[start SUPPLIED INFORMATION]

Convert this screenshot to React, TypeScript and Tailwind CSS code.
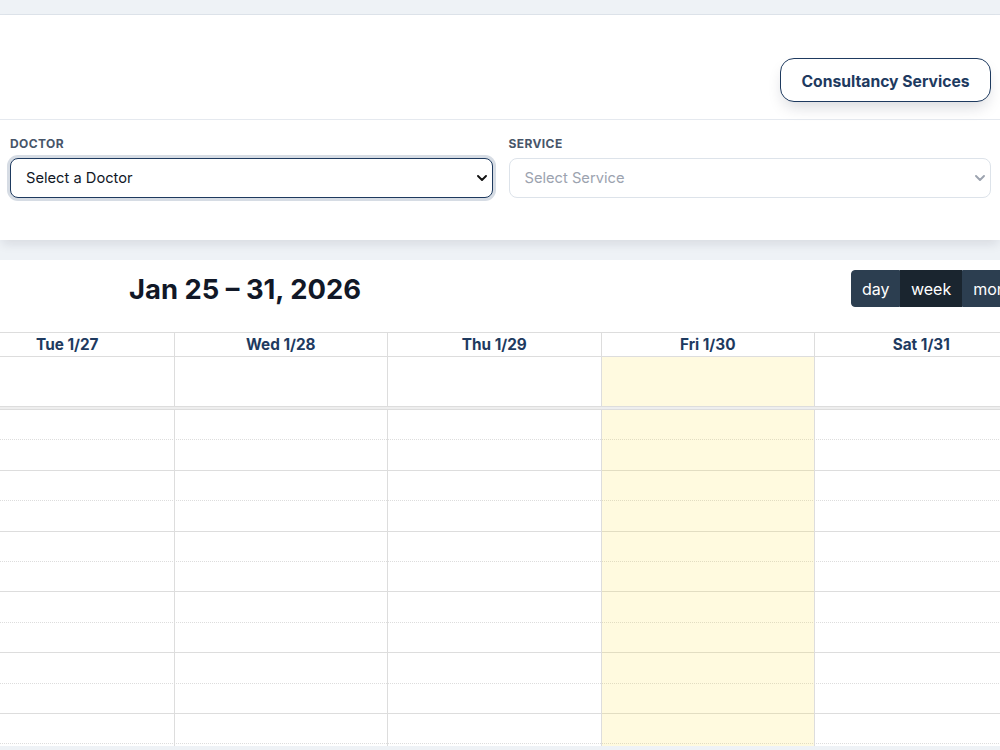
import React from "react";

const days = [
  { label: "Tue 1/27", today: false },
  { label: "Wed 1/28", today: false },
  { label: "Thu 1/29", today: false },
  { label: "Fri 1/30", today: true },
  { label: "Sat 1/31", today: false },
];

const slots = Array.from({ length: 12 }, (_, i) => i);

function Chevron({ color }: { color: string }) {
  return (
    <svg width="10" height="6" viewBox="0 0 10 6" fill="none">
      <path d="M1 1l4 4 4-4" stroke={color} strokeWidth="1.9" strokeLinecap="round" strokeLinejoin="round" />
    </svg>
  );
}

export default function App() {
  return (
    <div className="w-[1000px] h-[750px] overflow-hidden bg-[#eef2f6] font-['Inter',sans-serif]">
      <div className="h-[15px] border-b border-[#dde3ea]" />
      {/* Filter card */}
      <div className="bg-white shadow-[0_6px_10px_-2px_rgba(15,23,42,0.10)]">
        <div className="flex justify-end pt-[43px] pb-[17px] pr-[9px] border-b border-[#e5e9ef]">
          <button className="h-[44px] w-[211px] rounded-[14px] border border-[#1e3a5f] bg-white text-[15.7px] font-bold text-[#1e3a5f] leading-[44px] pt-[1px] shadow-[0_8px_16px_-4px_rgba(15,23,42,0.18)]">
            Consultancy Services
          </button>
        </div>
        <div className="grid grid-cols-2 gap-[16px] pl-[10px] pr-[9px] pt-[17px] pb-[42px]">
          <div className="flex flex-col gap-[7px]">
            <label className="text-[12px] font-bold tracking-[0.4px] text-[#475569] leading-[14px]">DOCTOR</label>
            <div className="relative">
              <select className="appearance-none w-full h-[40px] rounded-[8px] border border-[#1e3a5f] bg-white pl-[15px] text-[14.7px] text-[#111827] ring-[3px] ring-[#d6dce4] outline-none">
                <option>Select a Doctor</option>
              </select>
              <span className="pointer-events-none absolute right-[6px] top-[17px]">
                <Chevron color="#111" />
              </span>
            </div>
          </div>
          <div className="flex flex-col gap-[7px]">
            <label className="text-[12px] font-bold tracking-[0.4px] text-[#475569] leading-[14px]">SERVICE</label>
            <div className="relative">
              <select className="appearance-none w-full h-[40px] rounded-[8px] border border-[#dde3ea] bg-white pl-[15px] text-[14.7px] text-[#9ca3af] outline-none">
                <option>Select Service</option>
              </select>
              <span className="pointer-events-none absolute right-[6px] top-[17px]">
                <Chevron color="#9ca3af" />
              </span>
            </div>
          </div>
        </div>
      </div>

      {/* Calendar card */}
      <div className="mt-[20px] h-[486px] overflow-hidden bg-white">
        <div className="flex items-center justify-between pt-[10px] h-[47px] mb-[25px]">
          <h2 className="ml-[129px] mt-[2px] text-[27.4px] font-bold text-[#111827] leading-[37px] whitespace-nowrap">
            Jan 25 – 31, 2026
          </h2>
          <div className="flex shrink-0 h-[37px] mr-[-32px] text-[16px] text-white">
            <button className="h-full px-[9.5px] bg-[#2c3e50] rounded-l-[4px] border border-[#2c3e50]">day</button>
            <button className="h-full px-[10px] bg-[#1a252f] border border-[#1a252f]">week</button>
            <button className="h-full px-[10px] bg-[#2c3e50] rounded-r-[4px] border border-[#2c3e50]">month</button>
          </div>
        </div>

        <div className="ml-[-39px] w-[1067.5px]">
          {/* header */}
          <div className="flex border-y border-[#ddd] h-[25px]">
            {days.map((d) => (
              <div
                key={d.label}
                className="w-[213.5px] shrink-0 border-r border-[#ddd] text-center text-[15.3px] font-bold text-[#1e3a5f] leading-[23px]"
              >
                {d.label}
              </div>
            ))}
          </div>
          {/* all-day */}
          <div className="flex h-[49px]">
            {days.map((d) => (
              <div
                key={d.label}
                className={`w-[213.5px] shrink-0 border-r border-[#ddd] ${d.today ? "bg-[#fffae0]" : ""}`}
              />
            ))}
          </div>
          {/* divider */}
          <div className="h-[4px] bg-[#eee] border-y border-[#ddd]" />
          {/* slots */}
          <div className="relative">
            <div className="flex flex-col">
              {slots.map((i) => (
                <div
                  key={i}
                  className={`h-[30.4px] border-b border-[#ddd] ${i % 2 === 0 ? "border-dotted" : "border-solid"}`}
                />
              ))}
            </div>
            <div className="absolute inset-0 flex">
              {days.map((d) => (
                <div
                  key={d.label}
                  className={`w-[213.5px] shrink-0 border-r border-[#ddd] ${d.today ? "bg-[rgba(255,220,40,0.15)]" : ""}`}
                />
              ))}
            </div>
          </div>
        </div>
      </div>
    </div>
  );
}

[end SUPPLIED INFORMATION]

WORK TO COMPLETE
Copy out the listing exactly as it stands, but not the pictures.

COMPLETE RESPONSE
Convert this screenshot to React, TypeScript and Tailwind CSS code.
import React from "react";

const days = [
  { label: "Tue 1/27", today: false },
  { label: "Wed 1/28", today: false },
  { label: "Thu 1/29", today: false },
  { label: "Fri 1/30", today: true },
  { label: "Sat 1/31", today: false },
];

const slots = Array.from({ length: 12 }, (_, i) => i);

function Chevron({ color }: { color: string }) {
  return (
    <svg width="10" height="6" viewBox="0 0 10 6" fill="none">
      <path d="M1 1l4 4 4-4" stroke={color} strokeWidth="1.9" strokeLinecap="round" strokeLinejoin="round" />
    </svg>
  );
}

export default function App() {
  return (
    <div className="w-[1000px] h-[750px] overflow-hidden bg-[#eef2f6] font-['Inter',sans-serif]">
      <div className="h-[15px] border-b border-[#dde3ea]" />
      {/* Filter card */}
      <div className="bg-white shadow-[0_6px_10px_-2px_rgba(15,23,42,0.10)]">
        <div className="flex justify-end pt-[43px] pb-[17px] pr-[9px] border-b border-[#e5e9ef]">
          <button className="h-[44px] w-[211px] rounded-[14px] border border-[#1e3a5f] bg-white text-[15.7px] font-bold text-[#1e3a5f] leading-[44px] pt-[1px] shadow-[0_8px_16px_-4px_rgba(15,23,42,0.18)]">
            Consultancy Services
          </button>
        </div>
        <div className="grid grid-cols-2 gap-[16px] pl-[10px] pr-[9px] pt-[17px] pb-[42px]">
          <div className="flex flex-col gap-[7px]">
            <label className="text-[12px] font-bold tracking-[0.4px] text-[#475569] leading-[14px]">DOCTOR</label>
            <div className="relative">
              <select className="appearance-none w-full h-[40px] rounded-[8px] border border-[#1e3a5f] bg-white pl-[15px] text-[14.7px] text-[#111827] ring-[3px] ring-[#d6dce4] outline-none">
                <option>Select a Doctor</option>
              </select>
              <span className="pointer-events-none absolute right-[6px] top-[17px]">
                <Chevron color="#111" />
              </span>
            </div>
          </div>
          <div className="flex flex-col gap-[7px]">
            <label className="text-[12px] font-bold tracking-[0.4px] text-[#475569] leading-[14px]">SERVICE</label>
            <div className="relative">
              <select className="appearance-none w-full h-[40px] rounded-[8px] border border-[#dde3ea] bg-white pl-[15px] text-[14.7px] text-[#9ca3af] outline-none">
                <option>Select Service</option>
              </select>
              <span className="pointer-events-none absolute right-[6px] top-[17px]">
                <Chevron color="#9ca3af" />
              </span>
            </div>
          </div>
        </div>
      </div>

      {/* Calendar card */}
      <div className="mt-[20px] h-[486px] overflow-hidden bg-white">
        <div className="flex items-center justify-between pt-[10px] h-[47px] mb-[25px]">
          <h2 className="ml-[129px] mt-[2px] text-[27.4px] font-bold text-[#111827] leading-[37px] whitespace-nowrap">
            Jan 25 – 31, 2026
          </h2>
          <div className="flex shrink-0 h-[37px] mr-[-32px] text-[16px] text-white">
            <button className="h-full px-[9.5px] bg-[#2c3e50] rounded-l-[4px] border border-[#2c3e50]">day</button>
            <button className="h-full px-[10px] bg-[#1a252f] border border-[#1a252f]">week</button>
            <button className="h-full px-[10px] bg-[#2c3e50] rounded-r-[4px] border border-[#2c3e50]">month</button>
          </div>
        </div>

        <div className="ml-[-39px] w-[1067.5px]">
          {/* header */}
          <div className="flex border-y border-[#ddd] h-[25px]">
            {days.map((d) => (
              <div
                key={d.label}
                className="w-[213.5px] shrink-0 border-r border-[#ddd] text-center text-[15.3px] font-bold text-[#1e3a5f] leading-[23px]"
              >
                {d.label}
              </div>
            ))}
          </div>
          {/* all-day */}
          <div className="flex h-[49px]">
            {days.map((d) => (
              <div
                key={d.label}
                className={`w-[213.5px] shrink-0 border-r border-[#ddd] ${d.today ? "bg-[#fffae0]" : ""}`}
              />
            ))}
          </div>
          {/* divider */}
          <div className="h-[4px] bg-[#eee] border-y border-[#ddd]" />
          {/* slots */}
          <div className="relative">
            <div className="flex flex-col">
              {slots.map((i) => (
                <div
                  key={i}
                  className={`h-[30.4px] border-b border-[#ddd] ${i % 2 === 0 ? "border-dotted" : "border-solid"}`}
                />
              ))}
            </div>
            <div className="absolute inset-0 flex">
              {days.map((d) => (
                <div
                  key={d.label}
                  className={`w-[213.5px] shrink-0 border-r border-[#ddd] ${d.today ? "bg-[rgba(255,220,40,0.15)]" : ""}`}
                />
              ))}
            </div>
          </div>
        </div>
      </div>
    </div>
  );
}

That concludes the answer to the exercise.